The only thing that is really concerning me now is Mercury is in retrograde until the 22 and I really should be employed by then. BUT YOU AREN’T SUPPOSED TO MAKE LIFE DECISIONS IN RETROGRADE! FUCK! As much as I really would love to wait, that just doesn’t seem like a valid reason to live off of my boyfriend for longer than I have too. I’m coming to the end of one interview process and the beginning of a really exiting one! I would DIE to work at the second company, so fingers crossed. Praying to the stars that this retrograde doesn’t throw me anymore of its retroshade. 

I know that a lot of you thinks retrograde is just like bull shit but I swear shit gets wacky for me every time. It may not always be so dramatic but like my crazy ex always texts me when mercury is in retrograde. With in the past week he tried to offer me $100 to go to lunch to “meet the real him” because obviously if you date some one for years you don’t really know them. #Byefelicia 

 

So discouraged.

I feel so stuck and like I’m never going to get a “real job.”

Most companies email me back before even interviewing me telling me “my experience isn’t a close match” or some other bullshit when my resume is filled with 7 years of exactly what they were looking for. I know it’s because I don’t have a college degree. I have plenty of experience but no degree. Employers won’t even talk to me because I don’t have a bachelors, and if by chance I know someone and they are able to get me some sort of interview half of the interview is about “so you don’t have a bachelors degree?” and it isn’t much long after I’m told I’m not a good fit. Recruiters wont even pay me the time of day, and they’re paid to find employees!

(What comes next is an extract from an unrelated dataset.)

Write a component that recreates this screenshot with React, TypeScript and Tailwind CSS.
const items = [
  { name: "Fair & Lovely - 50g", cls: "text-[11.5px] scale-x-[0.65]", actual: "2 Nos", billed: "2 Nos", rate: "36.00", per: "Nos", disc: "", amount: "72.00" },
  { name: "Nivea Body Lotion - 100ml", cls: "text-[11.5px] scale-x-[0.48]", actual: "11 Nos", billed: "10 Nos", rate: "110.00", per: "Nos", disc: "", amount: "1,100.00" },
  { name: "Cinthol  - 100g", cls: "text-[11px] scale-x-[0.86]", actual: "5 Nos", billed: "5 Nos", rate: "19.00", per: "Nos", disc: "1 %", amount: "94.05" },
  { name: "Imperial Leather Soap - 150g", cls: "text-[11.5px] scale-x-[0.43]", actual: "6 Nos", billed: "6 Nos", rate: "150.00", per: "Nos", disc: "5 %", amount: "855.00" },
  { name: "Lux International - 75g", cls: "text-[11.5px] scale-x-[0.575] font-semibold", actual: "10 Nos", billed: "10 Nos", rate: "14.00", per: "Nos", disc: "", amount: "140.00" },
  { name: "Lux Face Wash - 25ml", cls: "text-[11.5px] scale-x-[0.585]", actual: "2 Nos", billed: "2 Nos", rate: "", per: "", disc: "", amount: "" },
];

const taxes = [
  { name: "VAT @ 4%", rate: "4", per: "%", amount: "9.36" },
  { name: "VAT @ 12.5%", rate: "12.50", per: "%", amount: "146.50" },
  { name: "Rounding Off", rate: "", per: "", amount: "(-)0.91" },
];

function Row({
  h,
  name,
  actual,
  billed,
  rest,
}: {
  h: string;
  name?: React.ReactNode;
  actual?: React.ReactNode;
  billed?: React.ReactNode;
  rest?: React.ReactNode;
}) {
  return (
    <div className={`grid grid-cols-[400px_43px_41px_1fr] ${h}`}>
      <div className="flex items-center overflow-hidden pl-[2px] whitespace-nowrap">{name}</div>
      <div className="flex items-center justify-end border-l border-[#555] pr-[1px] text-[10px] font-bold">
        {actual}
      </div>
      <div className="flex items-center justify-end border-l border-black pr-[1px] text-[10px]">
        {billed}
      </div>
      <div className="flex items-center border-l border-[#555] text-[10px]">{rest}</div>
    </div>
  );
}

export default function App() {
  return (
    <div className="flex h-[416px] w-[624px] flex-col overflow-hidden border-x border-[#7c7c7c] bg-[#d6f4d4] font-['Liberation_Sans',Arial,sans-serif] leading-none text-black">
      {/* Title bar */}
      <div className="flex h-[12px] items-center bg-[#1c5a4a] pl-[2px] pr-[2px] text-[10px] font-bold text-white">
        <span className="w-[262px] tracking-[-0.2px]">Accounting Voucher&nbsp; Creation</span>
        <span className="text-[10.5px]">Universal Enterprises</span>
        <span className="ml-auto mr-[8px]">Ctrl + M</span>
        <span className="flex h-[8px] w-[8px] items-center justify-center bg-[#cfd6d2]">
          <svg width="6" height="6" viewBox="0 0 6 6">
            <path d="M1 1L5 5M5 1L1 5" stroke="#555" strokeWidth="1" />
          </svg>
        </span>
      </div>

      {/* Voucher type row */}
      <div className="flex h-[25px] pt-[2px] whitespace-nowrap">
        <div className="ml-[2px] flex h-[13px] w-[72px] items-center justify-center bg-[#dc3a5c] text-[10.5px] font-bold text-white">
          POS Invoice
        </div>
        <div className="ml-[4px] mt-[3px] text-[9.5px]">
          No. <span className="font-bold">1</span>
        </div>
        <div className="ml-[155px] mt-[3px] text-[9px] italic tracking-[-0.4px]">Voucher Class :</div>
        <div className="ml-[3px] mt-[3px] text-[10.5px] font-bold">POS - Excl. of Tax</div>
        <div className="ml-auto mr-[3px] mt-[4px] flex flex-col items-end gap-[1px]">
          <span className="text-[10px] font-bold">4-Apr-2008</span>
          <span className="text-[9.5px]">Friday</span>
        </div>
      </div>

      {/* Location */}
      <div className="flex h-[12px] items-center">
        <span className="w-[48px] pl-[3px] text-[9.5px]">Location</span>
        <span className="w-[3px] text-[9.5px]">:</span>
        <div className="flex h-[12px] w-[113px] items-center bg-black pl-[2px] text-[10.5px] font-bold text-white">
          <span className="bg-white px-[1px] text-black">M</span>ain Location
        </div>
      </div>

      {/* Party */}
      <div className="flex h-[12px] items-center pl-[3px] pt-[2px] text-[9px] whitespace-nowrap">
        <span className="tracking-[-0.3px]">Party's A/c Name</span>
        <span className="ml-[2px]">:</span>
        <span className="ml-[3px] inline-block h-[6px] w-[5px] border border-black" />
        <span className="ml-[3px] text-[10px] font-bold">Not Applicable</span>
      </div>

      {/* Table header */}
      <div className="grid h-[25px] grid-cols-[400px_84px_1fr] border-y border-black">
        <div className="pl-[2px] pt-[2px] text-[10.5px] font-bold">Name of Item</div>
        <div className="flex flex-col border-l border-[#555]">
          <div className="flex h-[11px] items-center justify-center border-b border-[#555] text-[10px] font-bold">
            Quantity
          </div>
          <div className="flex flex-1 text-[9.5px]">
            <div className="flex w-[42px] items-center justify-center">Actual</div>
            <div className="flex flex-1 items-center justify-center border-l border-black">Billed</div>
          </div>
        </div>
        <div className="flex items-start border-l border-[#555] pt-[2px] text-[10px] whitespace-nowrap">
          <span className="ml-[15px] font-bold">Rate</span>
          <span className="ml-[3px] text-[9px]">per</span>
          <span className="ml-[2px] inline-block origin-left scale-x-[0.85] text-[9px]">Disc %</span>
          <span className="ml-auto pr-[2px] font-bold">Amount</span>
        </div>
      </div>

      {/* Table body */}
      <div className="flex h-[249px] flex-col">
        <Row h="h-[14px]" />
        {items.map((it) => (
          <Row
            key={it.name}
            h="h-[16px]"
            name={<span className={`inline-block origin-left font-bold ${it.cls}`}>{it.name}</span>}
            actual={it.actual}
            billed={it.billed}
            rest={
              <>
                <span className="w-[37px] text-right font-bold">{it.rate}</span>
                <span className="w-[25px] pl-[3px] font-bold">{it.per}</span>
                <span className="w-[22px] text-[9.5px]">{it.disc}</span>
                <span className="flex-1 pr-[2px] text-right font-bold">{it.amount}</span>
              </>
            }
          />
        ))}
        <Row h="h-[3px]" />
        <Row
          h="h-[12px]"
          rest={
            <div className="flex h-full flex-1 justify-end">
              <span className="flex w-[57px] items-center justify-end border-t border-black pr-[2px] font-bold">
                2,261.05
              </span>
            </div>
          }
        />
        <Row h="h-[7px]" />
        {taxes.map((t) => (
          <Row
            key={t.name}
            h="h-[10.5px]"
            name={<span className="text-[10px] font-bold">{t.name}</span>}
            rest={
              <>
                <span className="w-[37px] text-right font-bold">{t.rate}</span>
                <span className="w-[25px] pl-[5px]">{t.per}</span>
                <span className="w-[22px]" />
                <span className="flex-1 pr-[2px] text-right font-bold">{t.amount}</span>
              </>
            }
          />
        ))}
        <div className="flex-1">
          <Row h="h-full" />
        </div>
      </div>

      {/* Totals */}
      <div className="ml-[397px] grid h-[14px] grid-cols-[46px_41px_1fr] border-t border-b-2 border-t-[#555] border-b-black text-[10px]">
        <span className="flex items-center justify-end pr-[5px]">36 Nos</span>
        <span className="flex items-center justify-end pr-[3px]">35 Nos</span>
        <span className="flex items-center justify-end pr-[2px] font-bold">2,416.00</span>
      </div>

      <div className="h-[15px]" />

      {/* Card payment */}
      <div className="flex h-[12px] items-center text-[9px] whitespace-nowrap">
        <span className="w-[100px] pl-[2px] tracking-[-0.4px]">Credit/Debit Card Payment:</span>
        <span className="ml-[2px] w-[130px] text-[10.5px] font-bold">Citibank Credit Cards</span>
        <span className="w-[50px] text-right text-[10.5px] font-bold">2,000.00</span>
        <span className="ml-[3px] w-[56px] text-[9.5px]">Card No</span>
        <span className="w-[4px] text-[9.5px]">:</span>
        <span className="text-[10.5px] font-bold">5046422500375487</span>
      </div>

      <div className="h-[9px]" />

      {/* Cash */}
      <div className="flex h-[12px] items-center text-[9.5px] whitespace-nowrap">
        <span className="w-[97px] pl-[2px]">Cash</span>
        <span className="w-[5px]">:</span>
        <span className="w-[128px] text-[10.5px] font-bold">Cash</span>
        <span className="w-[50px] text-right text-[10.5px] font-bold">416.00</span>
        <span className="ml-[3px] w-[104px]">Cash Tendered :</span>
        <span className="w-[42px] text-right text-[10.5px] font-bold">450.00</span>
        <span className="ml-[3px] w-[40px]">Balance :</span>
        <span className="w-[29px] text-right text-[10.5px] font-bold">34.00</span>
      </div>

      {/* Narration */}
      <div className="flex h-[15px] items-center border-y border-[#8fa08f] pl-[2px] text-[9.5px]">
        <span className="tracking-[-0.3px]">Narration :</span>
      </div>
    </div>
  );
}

The most recent phone interview I had for a position I really wanted was going great and then pointed out that i don’t have a bachelors which i followed up that I have taken some courses but it is incomplete, and highlighted my experience (which was all the experience they needed and more) the conversations continued and then pause “did it ever cross your mind to enroll in college after high school?” I did enroll, however I didn’t have the means to stay enrolled! (obviously I said it more eloquently than that)

It is the most frustrating thing in the world, like I should stay in some dead end job that I hate and never have benefits because I haven’t gone to college. I get that people look down on “uneducated” people for not going to school but unfortunately not everyone has that luxury. Not everyone qualifies for loans, or financial aid, or has great parents that can put them through school. Not everyone has supportive, stable environment that offers them the ability to flourish.

I have another interview Monday, let’s see how this one goes. I’m literally so close to giving up.